Paisanos acostumbrados a soportar periódicamente fortísimos aguaceros, a vadear torrenteras de siempre y otras nuevas, a pilotar en circunstancias límite y a levantar muros o cavar trincheras contra el agua se vieron sobrepasados por un fenómeno meteorológico casi inimaginable en su capacidad destructiva, aunque cada vez más frecuente en diversos puntos del planeta como consecuencia del cambio climático. La ciencia no podía predecir con exactitud ni la magnitud de la dana ni la localización exacta de sus efectos más dañinos. Las autoridades optaron por evitar el pánico sin contemplar la posibilidad de lo peor para advertir a los ciudadanos que fuesen drásticos: no salir a carreteras y caminos y guarecerse en lo más alto de cada localidad o de los edificios a su alcance. Los valencianos fueron recibiendo los avisos y las noticias como si se tratase de una más de las gotas frías estacionales. Hoy guardan un luto desgarrador, junto al que lloran todos los españoles.
Es responsabilidad de la Generalitat valenciana y de las demás instituciones competentes analizar lo ocurrido, deteniéndose en primer lugar en la aplicación concreta de los protocolos de alertas y comunicaciones, y en la suficiencia o no de las medidas de protección previstas. Sin que los gestores públicos se pongan de antemano a la defensiva ni la oposición parta de conclusiones críticas que no estén basadas en datos y verificaciones. Una responsabilidad que ha de extenderse de inmediato a la identificación de las decisiones y concesiones de ordenación territorial y urbanística que hayan podido ser propicias a una tragedia que ni la sociedad ni las instituciones pueden olvidar en décadas.
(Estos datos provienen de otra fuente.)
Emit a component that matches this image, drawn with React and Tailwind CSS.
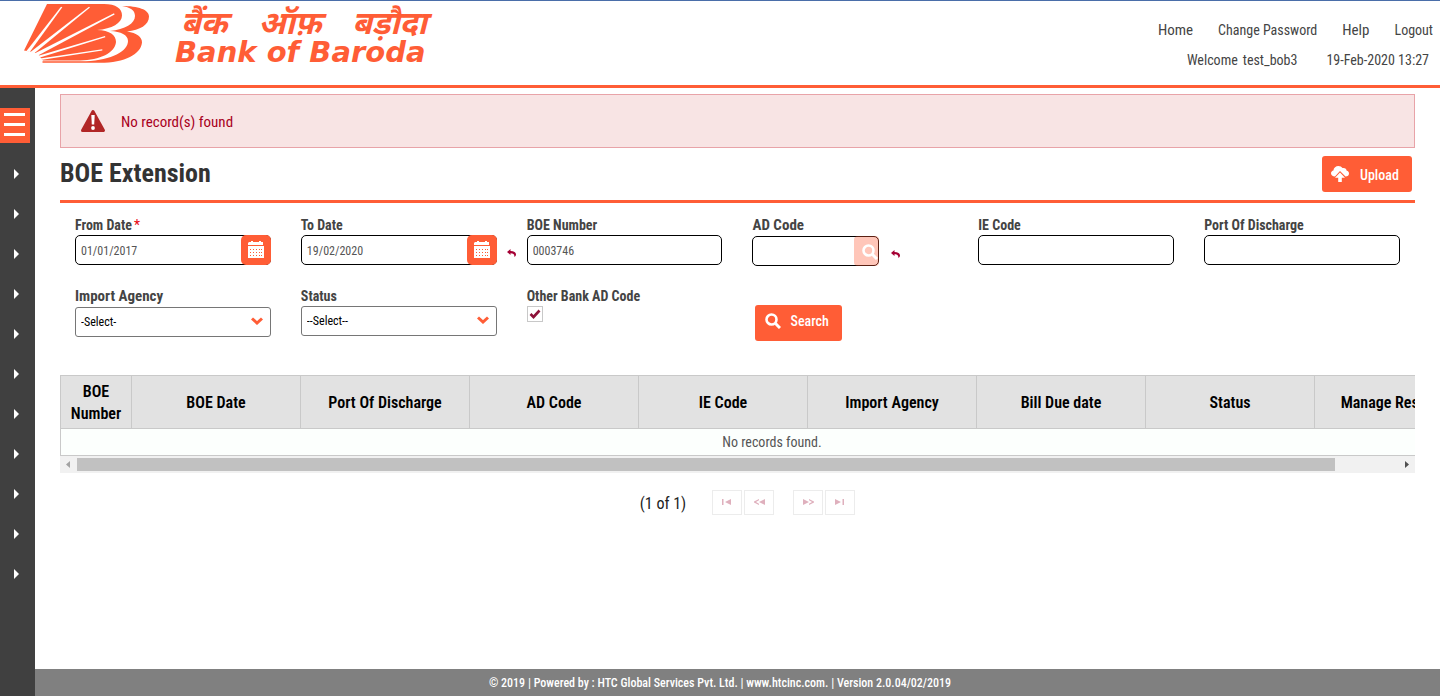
import React from "react";

const BRAND = "#ff5d36";

function LogoMark() {
  return (
    <svg viewBox="0 0 126 60" className="h-[60px] w-[126px]" aria-hidden="true">
      <path
        fill={BRAND}
        d="M23 0H80C92 0 98 4.500 98 11.500C98 19 88 25 73 26C86 26.500 92 31 92 38C91 49 76 56 56 56.500H19L16 53L14 50L10 48.500L6 47.500L0 46.500Z"
      />
      <path
        fill={BRAND}
        d="M98 2C114 2 125 5.500 125 12.500C125 21 116 26 103 27.500C113 29 118 33 118 38.500C117 50 101 58.800 76 58.800H18.500V57.300H62C88 56 104 47 104 37C104 31 97 27.500 86 27C101 25.500 111 19.500 111 12C111 6 106 3.500 98 2Z"
      />
      <g fill="#fff">
        <path d="M2.500 47L37 2.800L38.300 3.300L5.800 48Z" />
        <path d="M6.500 48L65 2.800L66 3.600L10 49.500Z" />
        <path d="M10.500 49.500L90 9.300L90.600 10.500L14 51.500Z" />
        <path d="M13.500 52L81 32L81.300 33.200L16 53.500Z" />
        <path d="M16 54.500L78.300 45.200V46.400L18.500 55.800Z" />
      </g>
    </svg>
  );
}

function CalendarIcon() {
  return (
    <svg viewBox="0 0 16 17" className="mb-0.5 h-[17px] w-4" aria-hidden="true">
      <path fill="#fff" d="M1 1H3V0H5V1H11V0H13V1H15V4H16H0V2Z M0 5H16V17H0Z" />
      <g fill={BRAND}>
        {[8, 11, 14].map((y) =>
          [2, 5, 8, 11, 13].map((x) => <rect key={x + "-" + y} x={x} y={y} width="1" height="1" />)
        )}
      </g>
    </svg>
  );
}

function SearchIcon() {
  return (
    <svg viewBox="0 0 16 16" className="size-4 shrink-0" fill="none" stroke="#fff" aria-hidden="true">
      <circle cx="6.500" cy="6.500" r="5" strokeWidth="2.600" />
      <path d="M10.500 10.500L15 15" strokeWidth="3" />
    </svg>
  );
}

function UploadIcon() {
  return (
    <svg viewBox="0 0 18 16" className="h-4 w-[18px]" aria-hidden="true">
      <path
        fill="#fff"
        d="M4 10.500C1.500 10.500 0 9 0 7.200C0 5.600 1.200 4.700 2.400 4.400C2.700 1.800 5 0 7.300 0C9.300 0 10.600 .8 11.500 2C14 1.500 15.500 3 15.700 4.700C17.200 5 18 6.100 18 7.500C18 9.200 16.700 10.500 14.500 10.500L9 5Z"
      />
      <path fill="#fff" d="M9 6.500L14 11.700H10.800V16H7.200V11.700H4Z" />
    </svg>
  );
}

function UndoButton({ label }) {
  return (
    <button type="button" aria-label={label} className="block shrink-0">
      <svg viewBox="0 0 9 8" className="block h-2 w-[9px]" aria-hidden="true">
        <path fill="#a50034" d="M0 3L3.500 0V2C7 2 9 3.500 9 5.500C9 6.700 8.300 7.500 7.300 8C7.700 5.500 6.500 4.200 3.500 4.200V6Z" />
      </svg>
    </button>
  );
}

function Field({ id, label, required, large, children }) {
  return (
    <div className="flex flex-col px-[15px]">
      <label
        htmlFor={id}
        className={
          (large ? "text-[15px] leading-[21px]" : "text-sm leading-5") +
          " font-bold whitespace-nowrap text-[#444]"
        }
      >
        {label}
        {required && <span className="ml-0.5 font-normal text-red-600">*</span>}
      </label>
      {children}
    </div>
  );
}

const INPUT =
  "h-[30px] w-full min-w-0 rounded-[5px] border border-black bg-white px-[5px] pt-0.5 text-xs text-[#555] outline-none";

function DateField({ id, label, required, value, undo }) {
  return (
    <Field id={id} label={label} required={required}>
      <div className="relative">
        <input id={id} className={INPUT} defaultValue={value} />
        <button
          type="button"
          aria-label={"Pick " + label}
          className="absolute top-0 right-0 flex h-[30px] w-[30px] items-center justify-center rounded-[5px] bg-[#ff5d36]"
        >
          <CalendarIcon />
        </button>
        {undo && (
          <span className="absolute top-[14px] -right-[19px]">
            <UndoButton label={"Reset " + label} />
          </span>
        )}
      </div>
    </Field>
  );
}

function SelectField({ id, label, option, large }) {
  return (
    <Field id={id} label={label} large={large}>
      <div className="relative">
        <select
          id={id}
          className="h-[30px] w-full appearance-none rounded-[3px] border border-[#767676] bg-white px-[5px] text-xs text-black"
        >
          <option>{option}</option>
        </select>
        <svg viewBox="0 0 12 8" className="pointer-events-none absolute top-[10px] right-2 h-2 w-3" aria-hidden="true">
          <path d="M1 1.500L6 6L11 1.500" fill="none" stroke={BRAND} strokeWidth="3" />
        </svg>
      </div>
    </Field>
  );
}

const COLUMNS = [
  "BOE Date",
  "Port Of Discharge",
  "AD Code",
  "IE Code",
  "Import Agency",
  "Bill Due date",
  "Status",
  "Manage Response",
];

const PAGER = [
  { label: "First page", d: "M0 0H1.500V6H0Z M9 0V6L3 3Z" },
  { label: "Previous page", d: "M5 0V1.300L2 3L5 4.700V6L0 3.500V2.500Z M11 0V6L5 3Z" },
  { label: "Next page", d: "M0 0V6L6 3Z M6 0V1.300L9 3L6 4.700V6L11 3.500V2.500Z" },
  { label: "Last page", d: "M0 0V6L6 3Z M7.500 0H9V6H7.500Z" },
];

function PagerButton({ item }) {
  return (
    <button
      type="button"
      disabled
      aria-label={item.label}
      className="flex h-[25px] w-[30px] items-center justify-center border border-[#ececec] pb-0.5"
    >
      <svg viewBox="0 0 11 6" className="h-1.5 w-[11px]" aria-hidden="true">
        <path fill="#dfb0bd" d={item.d} />
      </svg>
    </button>
  );
}

export default function App() {
  return (
    <div className="flex min-h-screen flex-col bg-white font-['Roboto_Condensed','Liberation_Sans_Narrow',Roboto,sans-serif] text-[#444]">
      <header className="flex h-[88px] items-start justify-between border-t border-b-[3px] border-t-[#4a6ea9] border-b-[#ff5d36] pl-6">
        <a href="#home" className="flex gap-[25px] pt-[3px] text-[#ff5d36]">
          <LogoMark />
          <span className="flex w-[256px] flex-col">
            <span className="flex justify-between pt-1.5 pr-1 pl-1.5 font-['Noto_Sans_Devanagari','Noto_Sans',sans-serif] text-[32px] leading-8 font-bold italic whitespace-nowrap">
              <span>बैंक</span> <span>ऑफ़</span> <span>बड़ौदा</span>
            </span>
            <span className="font-['DejaVu_Sans',sans-serif] text-[29px] leading-5 font-bold italic whitespace-nowrap">
              Bank of Baroda
            </span>
          </span>
        </a>
        <div className="flex flex-col gap-2.5 pt-[19px] text-sm leading-5 whitespace-nowrap">
          <nav className="flex justify-end gap-[25px] pr-[7px]">
            <a href="#home" className="text-[15px]">Home</a>
            <a href="#password">Change Password</a>
            <a href="#help" className="text-[15px]">Help</a>
            <a href="#logout">Logout</a>
          </nav>
          <div className="flex justify-end pr-[11px]">
            <span className="mr-[5px]">Welcome</span>
            <span className="mr-[29px]">test_bob3</span>
            <span>19-Feb-2020 13:27</span>
          </div>
        </div>
      </header>

      <div className="flex grow">
        <aside className="w-[35px] shrink-0 bg-[#404040] pt-5">
          <button
            type="button"
            aria-label="Menu"
            className="flex h-[35px] w-[30px] flex-col items-center justify-center gap-[7px] bg-[#ff5d36] pr-0.5 pb-0.5"
          >
            <span className="h-[3px] w-[21px] bg-white" />
            <span className="h-[3px] w-[21px] bg-white" />
            <span className="h-[3px] w-[21px] bg-white" />
          </button>
          <nav className="flex flex-col pt-[11px]">
            {Array.from({ length: 11 }, (_, i) => (
              <button key={i} type="button" aria-label={"Menu item " + (i + 1)} className="flex h-10 items-center pl-[14px]">
                <svg viewBox="0 0 5 10" className="h-2.5 w-[5px]" aria-hidden="true">
                  <path d="M0 0L5 5L0 10Z" fill="#fff" />
                </svg>
              </button>
            ))}
          </nav>
        </aside>

        <div className="flex min-w-0 grow flex-col">
          <main className="grow px-[25px] pt-1.5">
            <div className="flex h-[54px] items-center border border-[#e8a3a8] bg-[#f8e4e4] pl-[19px] text-[15px] text-[#a8001c]">
              <svg viewBox="0 0 26 24" className="mr-[15px] h-6 w-[26px]" aria-hidden="true">
                <path d="M13 2.500L23.500 21.500H2.500Z" fill="#b12626" stroke="#b12626" strokeWidth="3" strokeLinejoin="round" />
                <path d="M11.300 6H14.700L14.200 15.500H11.800Z" fill="#fff" />
                <circle cx="13" cy="19" r="1.900" fill="#fff" />
              </svg>
              <span className="pt-0.5">No record(s) found</span>
            </div>

            <div className="flex items-start justify-between border-b-[3px] border-[#ff5d36] pt-2 pr-[3px] pb-2">
              <h1 className="text-[26px] leading-[34px] font-bold text-[#333]">BOE Extension</h1>
              <button
                type="button"
                className="flex h-9 w-[90px] items-center gap-[11px] rounded-[3px] bg-[#ff5d36] pl-[9px] text-sm font-medium text-white"
              >
                <UploadIcon />
                <span className="pt-0.5">Upload</span>
              </button>
            </div>

            <form className="grid grid-cols-6 gap-y-5 pt-3" onSubmit={(e) => e.preventDefault()}>
              <DateField id="from" label="From Date" required value="01/01/2017" />
              <DateField id="to" label="To Date" value="19/02/2020" undo />
              <Field id="boe" label="BOE Number">
                <input id="boe" className={INPUT} defaultValue="0003746" />
              </Field>
              <Field id="ad" label="AD Code" large>
                <div className="flex items-center gap-3">
                  <div className="relative w-[127px]">
                    <input id="ad" className={INPUT} />
                    <button
                      type="button"
                      disabled
                      aria-label="Find AD code"
                      className="absolute top-0 right-0 flex h-[30px] w-[25px] items-center justify-end rounded-[4px] bg-[#ff5d36] opacity-35"
                    />
                    <span className="pointer-events-none absolute top-2 right-px">
                      <SearchIcon />
                    </span>
                  </div>
                  <span className="pt-1.5">
                    <UndoButton label="Reset AD Code" />
                  </span>
                </div>
              </Field>
              <Field id="ie" label="IE Code">
                <input id="ie" className={INPUT} />
              </Field>
              <Field id="port" label="Port Of Discharge">
                <input id="port" className={INPUT} />
              </Field>

              <SelectField id="agency" label="Import Agency" option="-Select-" large />
              <SelectField id="status" label="Status" option="--Select--" />
              <Field id="other" label="Other Bank AD Code">
                <span className="relative size-4">
                  <input
                    id="other"
                    type="checkbox"
                    defaultChecked
                    className="peer block size-4 appearance-none border border-[#c8c8c8] bg-white"
                  />
                  <svg
                    viewBox="0 0 12 10"
                    className="pointer-events-none absolute top-[3px] left-0.5 hidden h-2.5 w-3 peer-checked:block"
                    aria-hidden="true"
                  >
                    <path d="M1.500 5L4.500 8L10.500 1.500" fill="none" stroke="#8e1239" strokeWidth="2.600" />
                  </svg>
                </span>
              </Field>
              <div className="pt-[19px] pl-[18px]">
                <button
                  type="submit"
                  className="flex h-9 w-[87px] items-center gap-[9px] rounded-[3px] bg-[#ff5d36] pb-1 pl-2.5 text-sm font-medium text-white"
                >
                  <SearchIcon />
                  Search
                </button>
              </div>
            </form>

            <div className="mt-[34px] overflow-x-auto [scrollbar-width:none]">
              <table className="w-[1423px] table-fixed border-collapse">
                <colgroup>
                  <col className="w-[71px]" />
                  {COLUMNS.map((c) => (
                    <col key={c} className="w-[169px]" />
                  ))}
                </colgroup>
                <thead>
                  <tr className="h-[53px] bg-[#e2e2e2] text-base leading-[22px] text-black">
                    <th className="border border-[#c9c9c9] px-0 pt-0.5 font-semibold">BOE Number</th>
                    {COLUMNS.map((c) => (
                      <th key={c} className="border border-[#c9c9c9] px-0 pt-0.5 font-semibold whitespace-nowrap">
                        {c}
                      </th>
                    ))}
                  </tr>
                </thead>
                <tbody>
                  <tr className="h-[27px] bg-[#fcfffd]">
                    <td colSpan={9} className="border border-[#c9c9c9] text-center text-sm leading-5 text-[#555]">
                      No records found.
                    </td>
                  </tr>
                </tbody>
              </table>
            </div>
            <div className="flex h-[17px] items-center bg-[#f1f1f1]" aria-hidden="true">
              <svg viewBox="0 0 17 17" className="size-[17px] shrink-0">
                <path d="M10 5V12L6 8.500Z" fill="#a3a3a3" />
              </svg>
              <div className="h-[13px] grow">
                <div className="h-full w-[95.2%] bg-[#c1c1c1]" />
              </div>
              <svg viewBox="0 0 17 17" className="size-[17px] shrink-0">
                <path d="M7 5V12L11 8.500Z" fill="#505050" />
              </svg>
            </div>

            <div className="flex items-center justify-center gap-0.5 pt-[17px] pl-5">
              <span className="mr-6 pt-0.5 text-base leading-5 text-[#222]">(1 of 1)</span>
              <PagerButton item={PAGER[0]} />
              <PagerButton item={PAGER[1]} />
              <span className="w-[15px]" />
              <PagerButton item={PAGER[2]} />
              <PagerButton item={PAGER[3]} />
            </div>
          </main>

          <footer className="flex h-[27px] items-center justify-center bg-[#808080] pr-[35px] text-xs font-medium whitespace-nowrap text-white">
            © 2019 | Powered by : HTC Global Services Pvt. Ltd. | www.htcinc.com. | Version 2.0.04/02/2019
          </footer>
        </div>
      </div>
    </div>
  );
}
La excepcional movilización de medios por parte de las administraciones se corresponde con la magnitud de la catástrofe. Resulta obligado el máximo esfuerzo de coordinación entre ellas, al margen de sus colores políticos, en aras del bien común y habilitar con urgencia cuantas medidas sean necesarias para ayudar a los damnificados. La anunciada declaración de «zona altamente afectada» por parte del Gobierno central es un primer paso al que deben seguir otros.